Unlike manuscripts, inscriptions are unedited documents, etched into materials such as stone, wood and metal, that reveal key cultural and historical details often left out in works of literature.

"If we have an inscription dating to, let's say the second century, that – as the saying goes – is 'in stone,'" said Colin Clarke, director of the Canadian Centre for Epigraphic Documents (CCED). "That record is frozen in time, whereas works of literature get rewritten as time goes on."

Last November, the CCED – which is located at U of T but operates as an independent institution – opened access to a database of Syriac inscriptions, drawing from Mr.

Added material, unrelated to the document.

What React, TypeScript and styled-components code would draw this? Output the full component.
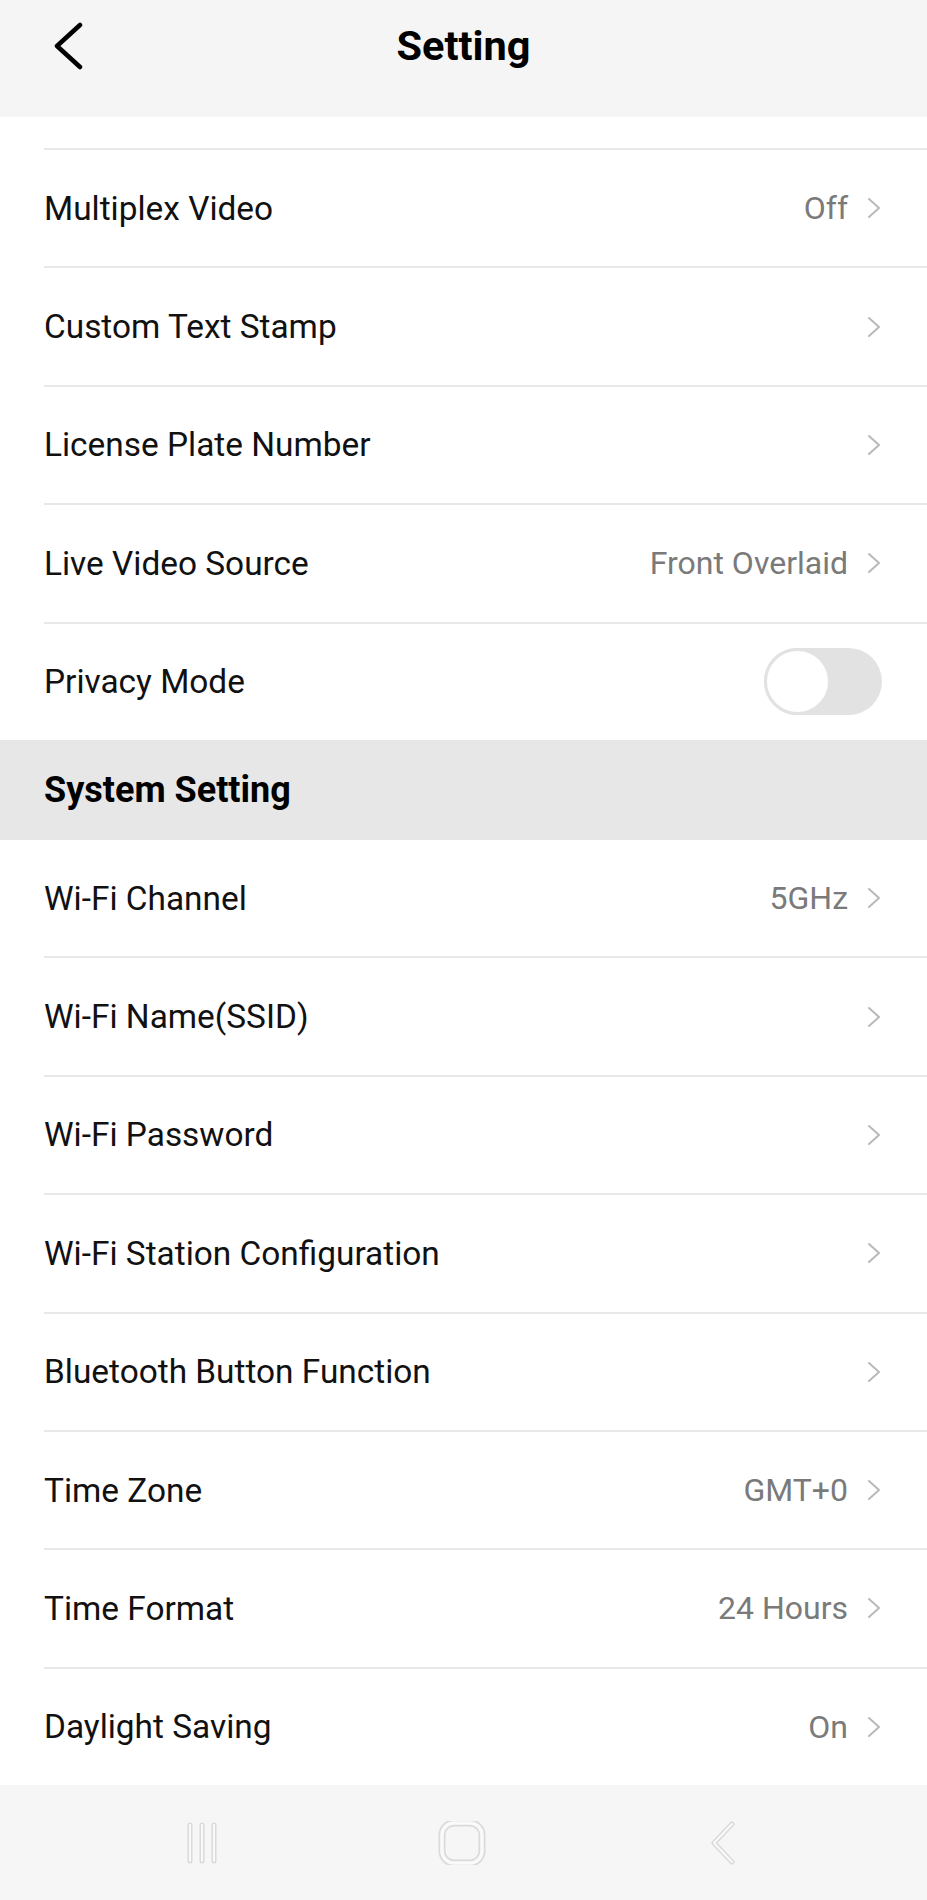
import React from "react";
import styled, { createGlobalStyle } from "styled-components";

const GlobalStyle = createGlobalStyle`
  html, body {
    margin: 0;
    padding: 0;
    background: #ffffff;
  }
  body {
    font-family: Roboto, "Noto Sans", "Liberation Sans", sans-serif;
    -webkit-font-smoothing: antialiased;
  }
`;

const Page = styled.div`
  width: 927px;
  min-height: 1900px;
  display: flex;
  flex-direction: column;
  background: #ffffff;
`;

const Header = styled.header`
  height: 117px;
  background: #f5f5f5;
  display: grid;
  grid-template-columns: 1fr auto 1fr;
  grid-template-rows: 92px;
  align-items: center;
`;

const BackButton = styled.button`
  justify-self: start;
  margin-left: 50px;
  width: 36px;
  height: 50px;
  padding: 0;
  border: none;
  background: transparent;
  display: flex;
  align-items: center;
  justify-content: center;
`;

const Title = styled.h1`
  margin: 0;
  font-size: 41.5px;
  font-weight: 700;
  color: #000;
  line-height: 1;
`;

const List = styled.div`
  display: flex;
  flex-direction: column;
  flex: 1;
`;

const Cut = styled.div`
  height: 31px;
`;

const Row = styled.div<{ $first?: boolean }>`
  box-sizing: border-box;
  height: ${({ $first }) => ($first ? "116.4px" : "118.4px")};
  margin-left: 44px;
  padding-right: 46px;
  border-top: ${({ $first }) => ($first ? "none" : "2px solid #e8e8e8")};
  display: flex;
  align-items: center;
`;

const Label = styled.span`
  flex: 1;
  font-size: 33.4px;
  color: #111;
`;

const Value = styled.span`
  font-size: 32px;
  color: #7a7a7a;
  margin-right: 19px;
`;

const Section = styled.div`
  height: 100px;
  background: #e7e7e7;
  display: flex;
  align-items: center;
  padding-left: 44px;
  font-size: 36px;
  font-weight: 700;
  color: #000;
`;

const Track = styled.div<{ $on?: boolean }>`
  box-sizing: border-box;
  width: 118px;
  height: 67px;
  margin-right: -1px;
  border-radius: 34px;
  background: ${({ $on }) => ($on ? "#4cd964" : "#e2e2e2")};
  display: flex;
  justify-content: ${({ $on }) => ($on ? "flex-end" : "flex-start")};
`;

const Knob = styled.div`
  box-sizing: border-box;
  width: 67px;
  height: 67px;
  border-radius: 50%;
  background: #fff;
  border: 3px solid #e2e2e2;
`;

const NavBar = styled.nav`
  height: 115px;
  background: #f6f6f6;
  display: flex;
  align-items: center;
  justify-content: center;
  gap: 210px;
  padding-right: 4px;
`;

const NavSlot = styled.div`
  width: 50px;
  height: 44px;
  display: flex;
  align-items: center;
  justify-content: center;
`;

function Chevron() {
  return (
    <svg width="14" height="22" viewBox="0 0 14 22">
      <path d="M2 2 L12 11 L2 20" fill="none" stroke="#b9b9b9" strokeWidth="2" strokeLinecap="round" strokeLinejoin="round" />
    </svg>
  );
}

function BackIcon() {
  return (
    <svg width="30" height="48" viewBox="0 0 30 48">
      <path d="M27 3 L4 24 L27 45" fill="none" stroke="#000" strokeWidth="4.5" strokeLinecap="round" strokeLinejoin="round" />
    </svg>
  );
}

interface ItemProps {
  label: string;
  value?: string;
  first?: boolean;
}

function Item({ label, value, first }: ItemProps) {
  return (
    <Row $first={first}>
      <Label>{label}</Label>
      {value && <Value>{value}</Value>}
      <Chevron />
    </Row>
  );
}

function Outlined({ d, rect }: { d?: string; rect?: boolean }) {
  // light outline with white fill, as the faint android nav glyphs
  return (
    <svg width="50" height="44" viewBox="0 0 50 44">
      {rect ? (
        <>
          <rect x="5" y="2" width="40" height="40" rx="12" fill="none" stroke="#dadada" strokeWidth="7" />
          <rect x="5" y="2" width="40" height="40" rx="12" fill="none" stroke="#fafafa" strokeWidth="3.5" />
        </>
      ) : (
        <>
          <path d={d} fill="none" stroke="#dadada" strokeWidth="5" strokeLinecap="round" strokeLinejoin="round" />
          <path d={d} fill="none" stroke="#fafafa" strokeWidth="2" strokeLinecap="round" strokeLinejoin="round" />
        </>
      )}
    </svg>
  );
}

const upper = [
  { label: "Multiplex Video", value: "Off" },
  { label: "Custom Text Stamp" },
  { label: "License Plate Number" },
  { label: "Live Video Source", value: "Front Overlaid" },
];

const system = [
  { label: "Wi-Fi Channel", value: "5GHz" },
  { label: "Wi-Fi Name(SSID)" },
  { label: "Wi-Fi Password" },
  { label: "Wi-Fi Station Configuration" },
  { label: "Bluetooth Button Function" },
  { label: "Time Zone", value: "GMT+0" },
  { label: "Time Format", value: "24 Hours" },
  { label: "Daylight Saving", value: "On" },
];

export default function App() {
  return (
    <Page>
      <GlobalStyle />
      <Header>
        <BackButton aria-label="Back">
          <BackIcon />
        </BackButton>
        <Title>Setting</Title>
        <div />
      </Header>
      <List>
        <Cut />
        {upper.map((it) => (
          <Item key={it.label} label={it.label} value={it.value} />
        ))}
        <Row>
          <Label>Privacy Mode</Label>
          <Track>
            <Knob />
          </Track>
        </Row>
        <Section>System Setting</Section>
        {system.map((it, i) => (
          <Item key={it.label} label={it.label} value={it.value} first={i === 0} />
        ))}
      </List>
      <NavBar>
        <NavSlot>
          <Outlined d="M13 4 L13 40 M25 4 L25 40 M37 4 L37 40" />
        </NavSlot>
        <NavSlot>
          <Outlined rect />
        </NavSlot>
        <NavSlot>
          <Outlined d="M35 3 L17 22 L35 41" />
        </NavSlot>
      </NavBar>
    </Page>
  );
}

Harrak's collection of more than 600 photographs, picturing many inscriptions from Iraq that are now damaged or lost. To document them, Mr. Harrak had spent long days cleaning and transcribing the inscriptions by hand.

Recently, scholars learned that the explosion at the Mosque of Jonah unearthed Syriac inscriptions from a church beneath the shrine. Mr. Harrak has been in contact with researchers in hopes that the inscriptions will be preserved and that photographs will be added to the CCED's online catalogue.

The centre, founded in 2010, doesn't receive funding and is staffed entirely by volunteers – librarians, archivists and graduate students who dedicate many hours to preserving and digitizing extant copies of inscriptions.

"The actual nuts and bolts of what we're doing is done by information professionals. No other epigraphy project does that," Mr. Clarke said. "I think that we've done remarkably well for a project that's really only been in public for six to eight months."